Das Umweltministerium will dem aber nur zustimmen, sofern sichergestellt sei, „dass der Kreistag beschließt, das Einvernehmen zu erteilen“. Der CDU-Fraktionschef im Kreistag, Friedhelm Prior, kontert: Niemand könne der Kreisverwaltung oder den Kreistagsabgeordneten ein Ergebnis vorschreiben: „Das ist in unserem Rechtsstaat so, auch wenn dem Minister das offenbar entgangen ist.“

Der Geochemiker Ralf Krupp, der im Wissenschaftlichen Beirat des BUND-Landesverbandes sitzt, zeigte sich auf taz-Anfrage „entsetzt“ über das Vorgehen des Ministers. Lies habe sich „vor den Karren eines Konzerns spannen lassen, dem es weder um die Umwelt noch um die Arbeitsplätze geht, sondern um Gewinne“. Die Weisung sei „ein weiterer Sargnagel für das Vertrauen der Bürger in die Rechtmäßigkeit und Redlichkeit der Politik und der Verwaltungen, die längst zum Spielball der Wirtschafts-Lobbyisten geworden sind.“

Von K+S hingegen habe er „nichts anderes erwartet“, sagte Krupp: „Wie jedes Mal, wenn es um die Durchsetzung wirtschaftlicher Interessen zu Lasten der Umwelt geht, wird der Politik mit dem Verlust von Arbeitsplätzen gedroht.“ Beim Kali-Abbau seien bessere Techniken zum Schutz der Umwelt verfügbar, die von K+S geplante Aufschüttung von Halden sei gar nicht erforderlich.
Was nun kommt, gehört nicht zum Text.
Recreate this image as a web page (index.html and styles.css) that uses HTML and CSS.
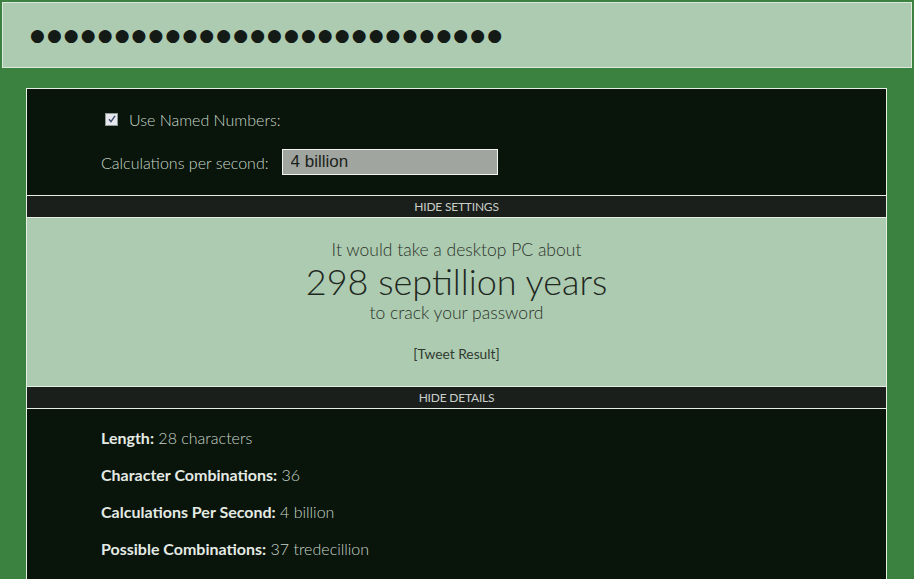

Die Bürgerinitiative Giesenschacht erklärte, Lies habe der Möglichkeit zum Kompromiss „eine Abfuhr erteilt“. Er versuche, die Interessen von K+S gegen berechtigte Einwände durchzusetzen. Außer einer Belastung der Innerste befürchtet die Initiative, dass die Wohn- und Lebensqualität der Giesener Einwohner durch Lärm- und Staub­emissionen aus dem Bergwerksbetrieb erheblich belastet wird.